Begin LISTED ENTRIES

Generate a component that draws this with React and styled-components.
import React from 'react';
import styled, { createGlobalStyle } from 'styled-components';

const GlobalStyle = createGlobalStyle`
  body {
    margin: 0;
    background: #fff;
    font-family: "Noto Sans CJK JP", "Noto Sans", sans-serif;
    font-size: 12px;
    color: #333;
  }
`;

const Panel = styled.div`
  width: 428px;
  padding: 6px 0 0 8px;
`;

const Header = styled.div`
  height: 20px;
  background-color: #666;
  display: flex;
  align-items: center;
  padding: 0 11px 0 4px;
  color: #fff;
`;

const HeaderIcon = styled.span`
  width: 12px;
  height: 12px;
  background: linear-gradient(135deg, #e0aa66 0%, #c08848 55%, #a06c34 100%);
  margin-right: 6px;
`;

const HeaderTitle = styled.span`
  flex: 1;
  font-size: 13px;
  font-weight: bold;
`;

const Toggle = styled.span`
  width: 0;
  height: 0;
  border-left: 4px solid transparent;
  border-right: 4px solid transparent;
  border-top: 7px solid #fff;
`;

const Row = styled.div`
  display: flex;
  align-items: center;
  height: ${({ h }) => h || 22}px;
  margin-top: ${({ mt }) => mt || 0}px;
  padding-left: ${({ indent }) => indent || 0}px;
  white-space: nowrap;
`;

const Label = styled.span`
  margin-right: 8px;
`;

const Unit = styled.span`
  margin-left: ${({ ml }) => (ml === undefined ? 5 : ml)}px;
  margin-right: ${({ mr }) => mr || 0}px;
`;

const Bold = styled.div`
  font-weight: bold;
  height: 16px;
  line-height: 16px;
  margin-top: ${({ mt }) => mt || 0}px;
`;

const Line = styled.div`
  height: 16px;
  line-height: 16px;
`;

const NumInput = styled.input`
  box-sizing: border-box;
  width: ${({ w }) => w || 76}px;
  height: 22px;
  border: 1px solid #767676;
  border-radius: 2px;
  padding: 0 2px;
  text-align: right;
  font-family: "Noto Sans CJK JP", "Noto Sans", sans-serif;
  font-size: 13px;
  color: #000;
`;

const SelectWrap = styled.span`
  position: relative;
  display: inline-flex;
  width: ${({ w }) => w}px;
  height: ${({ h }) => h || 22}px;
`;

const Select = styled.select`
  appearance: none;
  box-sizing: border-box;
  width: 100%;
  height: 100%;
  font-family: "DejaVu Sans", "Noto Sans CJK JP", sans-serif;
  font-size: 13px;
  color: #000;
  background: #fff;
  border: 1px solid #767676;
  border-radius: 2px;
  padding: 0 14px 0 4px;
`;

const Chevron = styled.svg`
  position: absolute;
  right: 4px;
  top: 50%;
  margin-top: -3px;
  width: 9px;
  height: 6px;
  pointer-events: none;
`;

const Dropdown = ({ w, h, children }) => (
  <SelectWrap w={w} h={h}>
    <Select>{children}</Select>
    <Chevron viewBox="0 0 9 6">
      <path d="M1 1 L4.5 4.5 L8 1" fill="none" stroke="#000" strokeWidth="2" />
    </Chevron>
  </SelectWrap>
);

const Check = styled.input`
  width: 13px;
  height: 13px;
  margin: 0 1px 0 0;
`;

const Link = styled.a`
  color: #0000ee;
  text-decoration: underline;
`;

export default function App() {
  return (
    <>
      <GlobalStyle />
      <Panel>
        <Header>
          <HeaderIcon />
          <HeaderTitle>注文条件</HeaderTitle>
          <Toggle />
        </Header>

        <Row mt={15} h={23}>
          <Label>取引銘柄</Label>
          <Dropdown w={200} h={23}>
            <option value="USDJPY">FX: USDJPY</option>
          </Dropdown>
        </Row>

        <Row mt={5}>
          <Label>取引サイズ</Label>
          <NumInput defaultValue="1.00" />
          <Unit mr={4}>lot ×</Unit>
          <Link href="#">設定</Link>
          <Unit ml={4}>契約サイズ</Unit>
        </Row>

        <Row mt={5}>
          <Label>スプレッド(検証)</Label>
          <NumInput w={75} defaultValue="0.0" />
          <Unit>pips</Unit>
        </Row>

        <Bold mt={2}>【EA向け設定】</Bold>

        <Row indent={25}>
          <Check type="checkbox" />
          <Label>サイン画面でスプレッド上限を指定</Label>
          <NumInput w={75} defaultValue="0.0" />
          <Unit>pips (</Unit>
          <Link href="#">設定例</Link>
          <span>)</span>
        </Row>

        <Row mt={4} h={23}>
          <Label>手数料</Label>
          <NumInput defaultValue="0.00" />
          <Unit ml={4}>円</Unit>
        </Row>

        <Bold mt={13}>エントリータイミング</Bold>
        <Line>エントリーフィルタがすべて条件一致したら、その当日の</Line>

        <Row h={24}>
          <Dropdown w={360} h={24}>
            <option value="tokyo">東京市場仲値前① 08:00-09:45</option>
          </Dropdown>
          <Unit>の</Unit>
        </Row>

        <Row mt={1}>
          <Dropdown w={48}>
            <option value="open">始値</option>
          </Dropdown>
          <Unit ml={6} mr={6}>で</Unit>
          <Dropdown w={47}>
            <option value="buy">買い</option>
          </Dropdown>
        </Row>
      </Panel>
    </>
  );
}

End LISTED ENTRIES
Begin LISTED ENTRIES

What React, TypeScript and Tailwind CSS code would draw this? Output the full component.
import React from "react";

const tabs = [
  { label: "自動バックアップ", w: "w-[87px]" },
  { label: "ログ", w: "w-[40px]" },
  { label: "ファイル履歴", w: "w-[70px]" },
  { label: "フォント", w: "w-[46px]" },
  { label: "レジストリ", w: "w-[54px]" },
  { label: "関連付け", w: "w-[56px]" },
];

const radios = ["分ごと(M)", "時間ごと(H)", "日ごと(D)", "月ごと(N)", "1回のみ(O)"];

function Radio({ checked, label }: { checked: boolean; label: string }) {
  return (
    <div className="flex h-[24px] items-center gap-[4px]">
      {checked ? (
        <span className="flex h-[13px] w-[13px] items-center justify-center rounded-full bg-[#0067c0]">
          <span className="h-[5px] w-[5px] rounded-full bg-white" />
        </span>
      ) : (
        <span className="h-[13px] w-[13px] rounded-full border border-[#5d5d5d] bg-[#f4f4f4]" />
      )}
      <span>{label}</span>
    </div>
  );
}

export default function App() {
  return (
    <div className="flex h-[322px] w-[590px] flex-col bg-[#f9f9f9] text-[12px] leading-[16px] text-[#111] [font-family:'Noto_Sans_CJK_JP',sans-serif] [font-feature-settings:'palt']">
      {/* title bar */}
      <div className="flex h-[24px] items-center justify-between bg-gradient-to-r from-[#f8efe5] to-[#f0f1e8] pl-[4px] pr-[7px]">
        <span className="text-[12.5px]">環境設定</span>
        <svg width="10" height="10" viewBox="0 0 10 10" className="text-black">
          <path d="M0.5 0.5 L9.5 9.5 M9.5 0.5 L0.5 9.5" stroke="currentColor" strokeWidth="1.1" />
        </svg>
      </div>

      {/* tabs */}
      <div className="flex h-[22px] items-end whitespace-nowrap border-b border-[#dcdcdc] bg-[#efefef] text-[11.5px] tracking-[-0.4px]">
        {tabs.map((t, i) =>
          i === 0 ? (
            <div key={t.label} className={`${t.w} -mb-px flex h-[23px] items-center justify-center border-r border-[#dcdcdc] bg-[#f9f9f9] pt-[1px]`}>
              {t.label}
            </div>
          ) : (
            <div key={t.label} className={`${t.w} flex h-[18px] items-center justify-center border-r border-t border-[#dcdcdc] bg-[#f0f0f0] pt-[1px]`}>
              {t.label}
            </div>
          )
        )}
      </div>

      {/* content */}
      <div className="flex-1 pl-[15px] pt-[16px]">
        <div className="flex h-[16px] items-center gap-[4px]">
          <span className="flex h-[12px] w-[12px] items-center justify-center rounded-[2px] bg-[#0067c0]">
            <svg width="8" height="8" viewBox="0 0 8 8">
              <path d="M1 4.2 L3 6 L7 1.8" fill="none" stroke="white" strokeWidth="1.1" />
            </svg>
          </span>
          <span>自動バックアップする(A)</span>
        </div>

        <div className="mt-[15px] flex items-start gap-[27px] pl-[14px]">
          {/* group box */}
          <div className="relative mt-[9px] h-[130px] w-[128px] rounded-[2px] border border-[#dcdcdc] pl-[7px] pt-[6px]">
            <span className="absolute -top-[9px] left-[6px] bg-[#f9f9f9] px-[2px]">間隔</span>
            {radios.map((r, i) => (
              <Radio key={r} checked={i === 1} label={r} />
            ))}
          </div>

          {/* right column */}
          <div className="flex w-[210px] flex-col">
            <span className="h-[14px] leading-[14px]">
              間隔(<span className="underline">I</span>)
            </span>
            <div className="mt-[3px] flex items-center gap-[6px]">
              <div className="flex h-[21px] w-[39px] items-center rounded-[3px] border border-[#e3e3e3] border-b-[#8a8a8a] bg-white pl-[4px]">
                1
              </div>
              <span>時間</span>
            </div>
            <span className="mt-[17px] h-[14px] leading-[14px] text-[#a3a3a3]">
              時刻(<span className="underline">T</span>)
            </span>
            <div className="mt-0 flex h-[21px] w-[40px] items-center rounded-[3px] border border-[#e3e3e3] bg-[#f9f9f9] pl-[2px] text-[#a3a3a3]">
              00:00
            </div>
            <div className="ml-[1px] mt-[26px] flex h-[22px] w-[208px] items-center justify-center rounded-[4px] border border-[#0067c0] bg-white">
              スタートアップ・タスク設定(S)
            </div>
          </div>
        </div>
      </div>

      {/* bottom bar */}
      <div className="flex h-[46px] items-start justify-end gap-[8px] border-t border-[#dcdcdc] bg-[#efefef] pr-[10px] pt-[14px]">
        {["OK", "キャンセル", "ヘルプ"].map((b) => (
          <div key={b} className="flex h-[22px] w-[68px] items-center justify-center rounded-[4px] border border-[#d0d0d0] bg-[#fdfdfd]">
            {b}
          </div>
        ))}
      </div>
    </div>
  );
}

End LISTED ENTRIES
Begin LISTED ENTRIES

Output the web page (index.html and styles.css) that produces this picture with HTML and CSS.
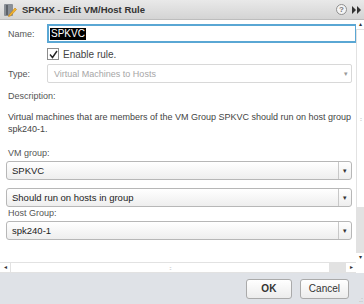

End LISTED ENTRIES

Where a line of the data holds "with", show that line.

> _TASK RESULT_:
Generate a component that draws this with React and styled-components.
Output the web page (index.html and styles.css) that produces this picture with HTML and CSS.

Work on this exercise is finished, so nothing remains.